--- start of GIVEN DATA ---

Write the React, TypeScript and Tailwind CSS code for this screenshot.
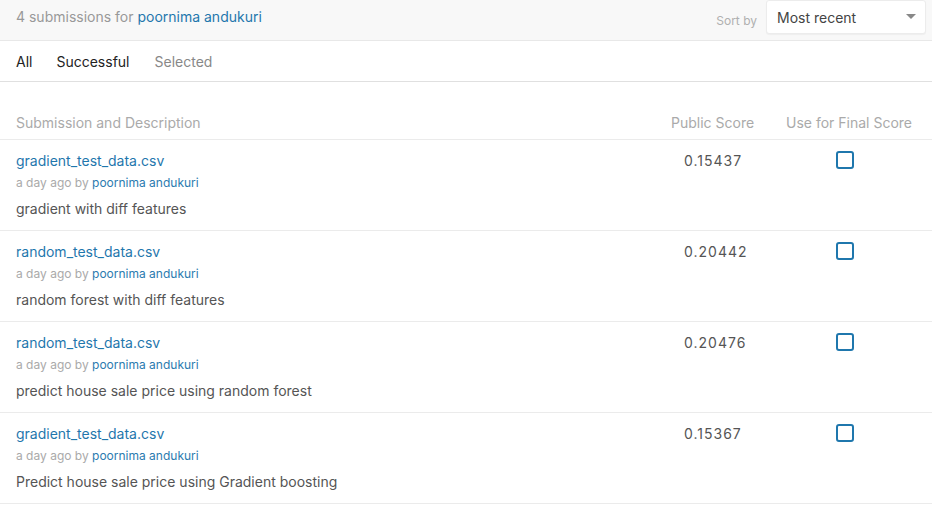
import React from "react"

const rows = [
  { file: "gradient_test_data.csv", desc: "gradient with diff features", score: "0.15437" },
  { file: "random_test_data.csv", desc: "random forest with diff features", score: "0.20442" },
  { file: "random_test_data.csv", desc: "predict house sale price using random forest", score: "0.20476" },
  { file: "gradient_test_data.csv", desc: "Predict house sale price using Gradient boosting", score: "0.15367" },
]

export default function App() {
  return (
    <div className="w-[932px] h-[508px] bg-white overflow-hidden font-['Inter','Liberation_Sans',sans-serif] text-[#333]">
      <div className="h-[41px] bg-[#f8f8f8] border-b border-[#e8e8e8] flex items-start justify-between pl-4 pr-[6px]">
        <div className="text-[14px] text-[#999] leading-none pt-[10px]">
          4 submissions for <span className="text-[#1f77ad]">poornima andukuri</span>
        </div>
        <div className="flex items-start">
          <span className="text-[12px] text-[#b0b0b0] pt-[12px] mr-[9px]">Sort by</span>
          <div className="w-[160px] h-[34px] bg-white rounded-[3px] border border-[#ececec] flex items-center justify-between pl-[10px] pr-[9px] shadow-[0_1px_1px_rgba(0,0,0,0.04)]">
            <span className="text-[14px] text-[#444]">Most recent</span>
            <svg width="10" height="6" viewBox="0 0 10 6">
              <path d="M0 0 L10 0 L5 5 Z" fill="#888" />
            </svg>
          </div>
        </div>
      </div>

      <div className="h-[41px] border-b border-[#e0e0e0] flex items-center pl-4 text-[14px]">
        <span className="text-[#222] mr-[24px]">All</span>
        <span className="text-[#222] mr-[25px]">Successful</span>
        <span className="text-[#888]">Selected</span>
      </div>

      <div className="h-[58px] flex items-end pb-[6px] border-b border-[#ebebeb] text-[14px] text-[#aaa]">
        <div className="pl-4 flex-1">Submission and Description</div>
        <div className="w-[115px]">Public Score</div>
        <div className="w-[146px]">Use for Final Score</div>
      </div>

      {rows.map((r, i) => (
        <div key={i} className="h-[91px] border-b border-[#ebebeb] flex pt-[12px]">
          <div className="pl-4 flex-1">
            <div className="text-[14px] text-[#1f77ad] leading-[18px]">{r.file}</div>
            <div className="text-[12px] text-[#aaa] leading-[16px] mt-[5px]">
              a day ago by <span className="text-[#2b7bb0]">poornima andukuri</span>
            </div>
            <div className="text-[14px] text-[#555] leading-[18px] mt-[9px]">{r.desc}</div>
          </div>
          <div className="w-[164px] pl-[12px] text-[14px] text-[#555] leading-[18px] tracking-[1px]">{r.score}</div>
          <div className="w-[96px]">
            <div className="w-[18px] h-[18px] border-2 border-[#1f77ad] rounded-[3px] mt-[-1px]" />
          </div>
        </div>
      ))}
    </div>
  )
}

--- end of GIVEN DATA ---

● EXERCISE OBJECTIVE
In this exercise, set down all of the data exactly, without the pictures.

● EXERCISE RESPONSE
Write the React, TypeScript and Tailwind CSS code for this screenshot.
import React from "react"

const rows = [
  { file: "gradient_test_data.csv", desc: "gradient with diff features", score: "0.15437" },
  { file: "random_test_data.csv", desc: "random forest with diff features", score: "0.20442" },
  { file: "random_test_data.csv", desc: "predict house sale price using random forest", score: "0.20476" },
  { file: "gradient_test_data.csv", desc: "Predict house sale price using Gradient boosting", score: "0.15367" },
]

export default function App() {
  return (
    <div className="w-[932px] h-[508px] bg-white overflow-hidden font-['Inter','Liberation_Sans',sans-serif] text-[#333]">
      <div className="h-[41px] bg-[#f8f8f8] border-b border-[#e8e8e8] flex items-start justify-between pl-4 pr-[6px]">
        <div className="text-[14px] text-[#999] leading-none pt-[10px]">
          4 submissions for <span className="text-[#1f77ad]">poornima andukuri</span>
        </div>
        <div className="flex items-start">
          <span className="text-[12px] text-[#b0b0b0] pt-[12px] mr-[9px]">Sort by</span>
          <div className="w-[160px] h-[34px] bg-white rounded-[3px] border border-[#ececec] flex items-center justify-between pl-[10px] pr-[9px] shadow-[0_1px_1px_rgba(0,0,0,0.04)]">
            <span className="text-[14px] text-[#444]">Most recent</span>
            <svg width="10" height="6" viewBox="0 0 10 6">
              <path d="M0 0 L10 0 L5 5 Z" fill="#888" />
            </svg>
          </div>
        </div>
      </div>

      <div className="h-[41px] border-b border-[#e0e0e0] flex items-center pl-4 text-[14px]">
        <span className="text-[#222] mr-[24px]">All</span>
        <span className="text-[#222] mr-[25px]">Successful</span>
        <span className="text-[#888]">Selected</span>
      </div>

      <div className="h-[58px] flex items-end pb-[6px] border-b border-[#ebebeb] text-[14px] text-[#aaa]">
        <div className="pl-4 flex-1">Submission and Description</div>
        <div className="w-[115px]">Public Score</div>
        <div className="w-[146px]">Use for Final Score</div>
      </div>

      {rows.map((r, i) => (
        <div key={i} className="h-[91px] border-b border-[#ebebeb] flex pt-[12px]">
          <div className="pl-4 flex-1">
            <div className="text-[14px] text-[#1f77ad] leading-[18px]">{r.file}</div>
            <div className="text-[12px] text-[#aaa] leading-[16px] mt-[5px]">
              a day ago by <span className="text-[#2b7bb0]">poornima andukuri</span>
            </div>
            <div className="text-[14px] text-[#555] leading-[18px] mt-[9px]">{r.desc}</div>
          </div>
          <div className="w-[164px] pl-[12px] text-[14px] text-[#555] leading-[18px] tracking-[1px]">{r.score}</div>
          <div className="w-[96px]">
            <div className="w-[18px] h-[18px] border-2 border-[#1f77ad] rounded-[3px] mt-[-1px]" />
          </div>
        </div>
      ))}
    </div>
  )
}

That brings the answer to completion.